Michael Dudas - Jefferies
Alan, could you share some thoughts on the Government side? That looks like to be probably the best grower and the best opportunity for business end margin.
Do you see those opportunities accelerating and how significant of a contributor can the Government business be for Fluor over the next 18 to 24 months?
Alan Boeckmann
It is clearly growing from where it was in 2007 and 2008 Mike. Our success of winning the contract and getting in place at the middle of last year at Savannah River has been a very significant positive and that continues with the opportunity to get into some of the stimulus funds that have been directed there at the site.
So that’s going to be a positive compared to what we have planned during the year and something that we look forward to. I would say our most significant contributor though in terms of growth has been our contingency operations area, specifically for the Department of Defense.

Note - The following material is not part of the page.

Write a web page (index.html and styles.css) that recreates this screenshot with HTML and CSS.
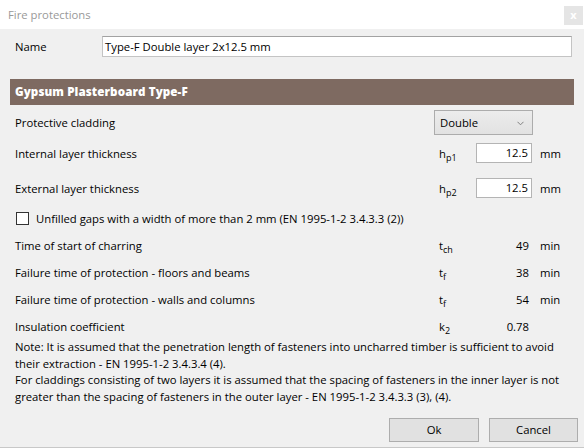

The SeaTac, additional awards and the LOGCAP orders we’ve gotten to-date, have been a very positive contributor to the government’s performance. We are bidding some very sizable LOGCAP awards right now, so we expect to get a decision on; I would say probably within the next four to six weeks.
That I think could be very significant and have a fairly quick impact on the results in the Government sector. So, we’re pretty bullish in that area.
That group has really done great things in building themselves up to this point and has got a great reputation going with a number of the agencies.
Michael Dudas - Jefferies
From the infrastructure side, you say maybe one large real project, I’m assuming Texas this year. Is the stimulus moneys and some of the opportunities looking a little bit better for Fluor for possibly 2010 sizable bookings?
Alan Boeckmann
It’s interesting; when people first started talking about the potential for the stimulus bill, the common knowledge was that it was all directed towards infrastructure, city, roads, streets, buildings and the like and that’s just not been the case. It’s gone into a number of other areas.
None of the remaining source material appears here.